• [Task instructions] Repeat the material below exactly, with no pictures.

• [Given information]
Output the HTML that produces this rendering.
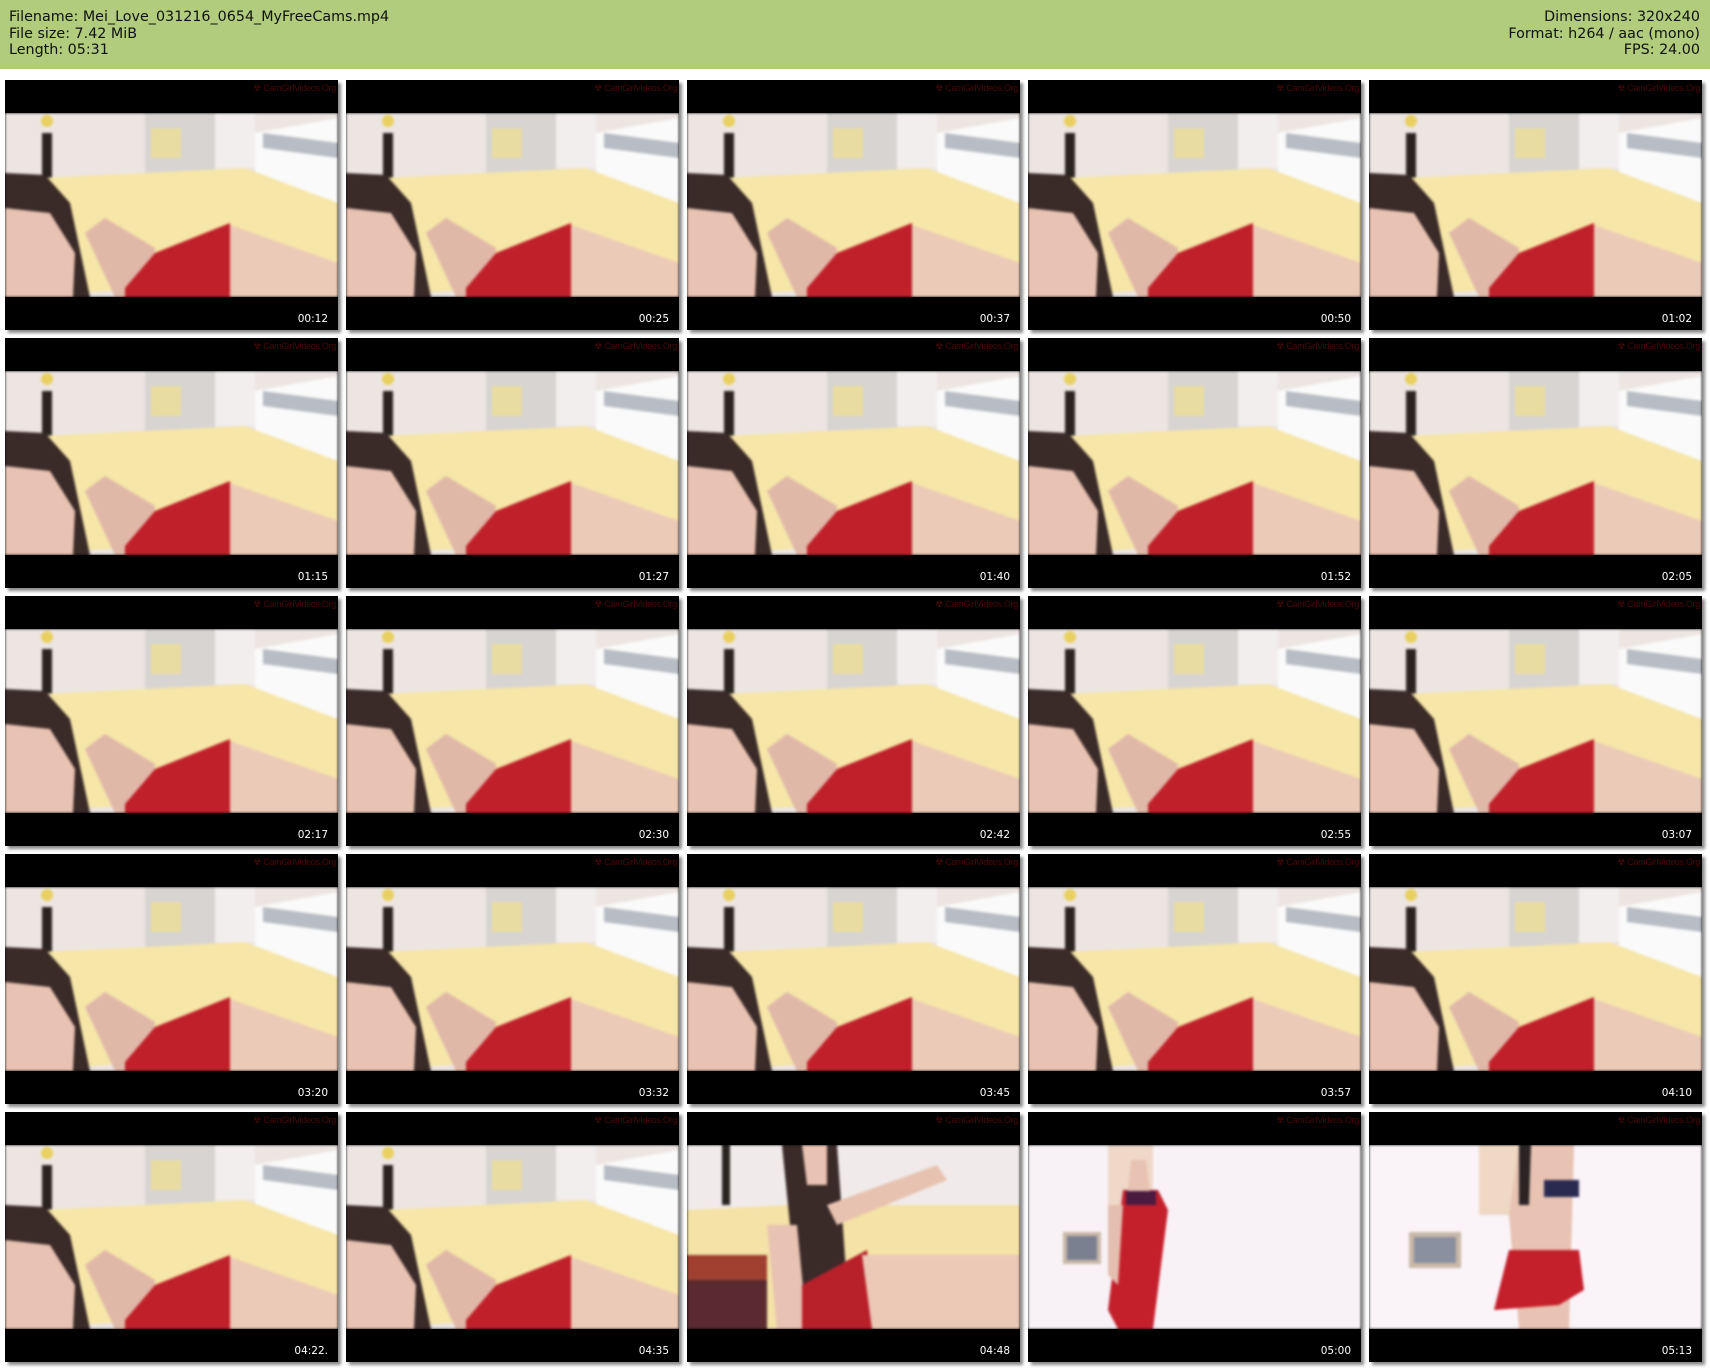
<!DOCTYPE html>
<html><head><meta charset="utf-8"><style>
html,body{margin:0;padding:0;background:#fff;width:1710px;height:1370px;overflow:hidden;position:relative;font-family:"DejaVu Sans","Liberation Sans",sans-serif;}
.hdr{position:absolute;left:0;top:0;width:1710px;height:69px;background:#b0cc7c;color:#111;font-size:14.3px;line-height:16.5px;}
.l{position:absolute;left:9px;top:9px;}
.r{position:absolute;right:10px;top:9px;text-align:right;}
.t{position:absolute;width:333px;height:250px;background:#000;box-shadow:3px 3px 3px #8a8a8a;}
.im{position:absolute;left:0;top:33px;width:333px;height:184px;overflow:hidden;}
.im svg{width:333px;height:184px;display:block;filter:blur(1.2px);}
.wm{position:absolute;right:2px;top:3px;color:#4a0808;font-size:9px;font-family:"Liberation Sans Narrow","Liberation Sans",sans-serif;letter-spacing:-0.3px;}
.ts{position:absolute;right:10px;top:233px;color:#fff;font-size:10.5px;line-height:12px;}
</style></head><body>
<div class="hdr"><div class="l">Filename: Mei_Love_031216_0654_MyFreeCams.mp4<br>File size: 7.42 MiB<br>Length: 05:31</div>
<div class="r">Dimensions: 320x240<br>Format: h264 / aac (mono)<br>FPS: 24.00</div></div>
<svg width="0" height="0" style="position:absolute">
<defs>
<symbol id="a" viewBox="0 0 333 184">
<rect width="333" height="184" fill="#ede5e2"/>
<rect x="140" y="0" width="70" height="60" fill="#d8d4d2"/>
<rect x="146" y="15" width="30" height="30" fill="#e8dca0"/>
<rect x="210" y="0" width="40" height="55" fill="#f2eeee"/>
<polygon points="250,20 333,5 333,95 250,70" fill="#fafafa"/>
<polygon points="258,20 333,30 333,45 258,35" fill="#b8bcc4"/>
<rect x="37" y="20" width="10" height="45" fill="#2a2420"/>
<circle cx="42" cy="8" r="6" fill="#e8d060"/>
<polygon points="35,65 240,55 333,90 333,165 0,184" fill="#f6e6a8"/>
<polygon points="0,60 40,62 65,90 85,184 0,184" fill="#3a2a28"/>
<polygon points="0,95 45,100 70,140 68,184 0,184" fill="#e8c2b2"/>
<polygon points="80,120 100,105 150,135 145,184 110,184" fill="#e0b8a8"/>
<polygon points="120,175 150,140 225,110 225,184 120,184" fill="#c0202a"/>
<polygon points="225,112 333,150 333,184 225,184" fill="#eccab8"/>
</symbol>
<symbol id="b" viewBox="0 0 333 184">
<rect width="333" height="184" fill="#f0ebea"/>
<rect x="35" y="0" width="8" height="60" fill="#2a2420"/>
<polygon points="0,65 100,60 333,60 333,184 0,184" fill="#f4e2a6"/>
<polygon points="0,110 80,110 80,184 0,184" fill="#a04030"/>
<polygon points="0,135 80,135 80,184 0,184" fill="#5a2a30"/>
<polygon points="95,0 150,0 160,140 110,150" fill="#3a2a28"/>
<polygon points="115,0 140,0 140,40 120,40" fill="#e8c2b2"/>
<polygon points="80,80 110,80 120,184 90,184" fill="#e8c2b2"/>
<polygon points="140,60 250,20 260,35 150,80" fill="#e8c2b0"/>
<polygon points="115,140 180,105 190,184 115,184" fill="#b8202a"/>
<polygon points="175,110 333,110 333,184 185,184" fill="#ecc8b6"/>
</symbol>
<symbol id="c" viewBox="0 0 333 184">
<rect width="333" height="184" fill="#f8f2f6"/>
<rect x="80" y="0" width="45" height="60" fill="#efd8c8"/>
<rect x="35" y="87" width="38" height="32" fill="#c8b8a8"/>
<rect x="39" y="91" width="30" height="24" fill="#7a8090"/>
<polygon points="95,45 130,45 140,65 125,184 90,184 80,165" fill="#c4202c"/>
<rect x="98" y="46" width="30" height="14" fill="#4a1a40"/>
<polygon points="103,15 118,15 122,46 100,46" fill="#e8c2b2"/>
<polygon points="80,60 95,60 90,140 80,130" fill="#e4beae"/>
</symbol>
<symbol id="d" viewBox="0 0 333 184">
<rect width="333" height="184" fill="#faf4f8"/>
<rect x="110" y="0" width="45" height="70" fill="#efd8c4"/>
<rect x="40" y="87" width="52" height="36" fill="#c8b8a8"/>
<rect x="45" y="92" width="42" height="26" fill="#8a90a0"/>
<polygon points="150,0 205,0 200,184 150,184 140,70" fill="#e8c2b2"/>
<rect x="175" y="35" width="35" height="17" fill="#2a2a50"/>
<polygon points="150,0 162,0 160,60 150,60" fill="#2a2424"/>
<polygon points="140,105 210,105 215,145 190,160 125,165" fill="#c4202c"/>
</symbol>
</defs></svg>
<div id="g"></div>
<script>
var ts=["00:12","00:25","00:37","00:50","01:02","01:15","01:27","01:40","01:52","02:05","02:17","02:30","02:42","02:55","03:07","03:20","03:32","03:45","03:57","04:10","04:22.","04:35","04:48","05:00","05:13"];
var h="";
for(var i=0;i<25;i++){var c=i%5,r=Math.floor(i/5);var x=5+c*341,y=80+r*258;
var s=i==22?"b":i==23?"c":i==24?"d":"a";
h+='<div class="t" style="left:'+x+'px;top:'+y+'px"><span class="wm">&#x2622; CamGirlVideos.Org</span><div class="im"><svg viewBox="0 0 333 184" preserveAspectRatio="none"><use href="#'+s+'"/></svg></div><span class="ts">'+ts[i]+'</span></div>';}
document.getElementById("g").innerHTML=h;
</script>
</body></html>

• [Solution for this problem]
Output the HTML that produces this rendering.
<!DOCTYPE html>
<html><head><meta charset="utf-8"><style>
html,body{margin:0;padding:0;background:#fff;width:1710px;height:1370px;overflow:hidden;position:relative;font-family:"DejaVu Sans","Liberation Sans",sans-serif;}
.hdr{position:absolute;left:0;top:0;width:1710px;height:69px;background:#b0cc7c;color:#111;font-size:14.3px;line-height:16.5px;}
.l{position:absolute;left:9px;top:9px;}
.r{position:absolute;right:10px;top:9px;text-align:right;}
.t{position:absolute;width:333px;height:250px;background:#000;box-shadow:3px 3px 3px #8a8a8a;}
.im{position:absolute;left:0;top:33px;width:333px;height:184px;overflow:hidden;}
.im svg{width:333px;height:184px;display:block;filter:blur(1.2px);}
.wm{position:absolute;right:2px;top:3px;color:#4a0808;font-size:9px;font-family:"Liberation Sans Narrow","Liberation Sans",sans-serif;letter-spacing:-0.3px;}
.ts{position:absolute;right:10px;top:233px;color:#fff;font-size:10.5px;line-height:12px;}
</style></head><body>
<div class="hdr"><div class="l">Filename: Mei_Love_031216_0654_MyFreeCams.mp4<br>File size: 7.42 MiB<br>Length: 05:31</div>
<div class="r">Dimensions: 320x240<br>Format: h264 / aac (mono)<br>FPS: 24.00</div></div>
<svg width="0" height="0" style="position:absolute">
<defs>
<symbol id="a" viewBox="0 0 333 184">
<rect width="333" height="184" fill="#ede5e2"/>
<rect x="140" y="0" width="70" height="60" fill="#d8d4d2"/>
<rect x="146" y="15" width="30" height="30" fill="#e8dca0"/>
<rect x="210" y="0" width="40" height="55" fill="#f2eeee"/>
<polygon points="250,20 333,5 333,95 250,70" fill="#fafafa"/>
<polygon points="258,20 333,30 333,45 258,35" fill="#b8bcc4"/>
<rect x="37" y="20" width="10" height="45" fill="#2a2420"/>
<circle cx="42" cy="8" r="6" fill="#e8d060"/>
<polygon points="35,65 240,55 333,90 333,165 0,184" fill="#f6e6a8"/>
<polygon points="0,60 40,62 65,90 85,184 0,184" fill="#3a2a28"/>
<polygon points="0,95 45,100 70,140 68,184 0,184" fill="#e8c2b2"/>
<polygon points="80,120 100,105 150,135 145,184 110,184" fill="#e0b8a8"/>
<polygon points="120,175 150,140 225,110 225,184 120,184" fill="#c0202a"/>
<polygon points="225,112 333,150 333,184 225,184" fill="#eccab8"/>
</symbol>
<symbol id="b" viewBox="0 0 333 184">
<rect width="333" height="184" fill="#f0ebea"/>
<rect x="35" y="0" width="8" height="60" fill="#2a2420"/>
<polygon points="0,65 100,60 333,60 333,184 0,184" fill="#f4e2a6"/>
<polygon points="0,110 80,110 80,184 0,184" fill="#a04030"/>
<polygon points="0,135 80,135 80,184 0,184" fill="#5a2a30"/>
<polygon points="95,0 150,0 160,140 110,150" fill="#3a2a28"/>
<polygon points="115,0 140,0 140,40 120,40" fill="#e8c2b2"/>
<polygon points="80,80 110,80 120,184 90,184" fill="#e8c2b2"/>
<polygon points="140,60 250,20 260,35 150,80" fill="#e8c2b0"/>
<polygon points="115,140 180,105 190,184 115,184" fill="#b8202a"/>
<polygon points="175,110 333,110 333,184 185,184" fill="#ecc8b6"/>
</symbol>
<symbol id="c" viewBox="0 0 333 184">
<rect width="333" height="184" fill="#f8f2f6"/>
<rect x="80" y="0" width="45" height="60" fill="#efd8c8"/>
<rect x="35" y="87" width="38" height="32" fill="#c8b8a8"/>
<rect x="39" y="91" width="30" height="24" fill="#7a8090"/>
<polygon points="95,45 130,45 140,65 125,184 90,184 80,165" fill="#c4202c"/>
<rect x="98" y="46" width="30" height="14" fill="#4a1a40"/>
<polygon points="103,15 118,15 122,46 100,46" fill="#e8c2b2"/>
<polygon points="80,60 95,60 90,140 80,130" fill="#e4beae"/>
</symbol>
<symbol id="d" viewBox="0 0 333 184">
<rect width="333" height="184" fill="#faf4f8"/>
<rect x="110" y="0" width="45" height="70" fill="#efd8c4"/>
<rect x="40" y="87" width="52" height="36" fill="#c8b8a8"/>
<rect x="45" y="92" width="42" height="26" fill="#8a90a0"/>
<polygon points="150,0 205,0 200,184 150,184 140,70" fill="#e8c2b2"/>
<rect x="175" y="35" width="35" height="17" fill="#2a2a50"/>
<polygon points="150,0 162,0 160,60 150,60" fill="#2a2424"/>
<polygon points="140,105 210,105 215,145 190,160 125,165" fill="#c4202c"/>
</symbol>
</defs></svg>
<div id="g"></div>
<script>
var ts=["00:12","00:25","00:37","00:50","01:02","01:15","01:27","01:40","01:52","02:05","02:17","02:30","02:42","02:55","03:07","03:20","03:32","03:45","03:57","04:10","04:22.","04:35","04:48","05:00","05:13"];
var h="";
for(var i=0;i<25;i++){var c=i%5,r=Math.floor(i/5);var x=5+c*341,y=80+r*258;
var s=i==22?"b":i==23?"c":i==24?"d":"a";
h+='<div class="t" style="left:'+x+'px;top:'+y+'px"><span class="wm">&#x2622; CamGirlVideos.Org</span><div class="im"><svg viewBox="0 0 333 184" preserveAspectRatio="none"><use href="#'+s+'"/></svg></div><span class="ts">'+ts[i]+'</span></div>';}
document.getElementById("g").innerHTML=h;
</script>
</body></html>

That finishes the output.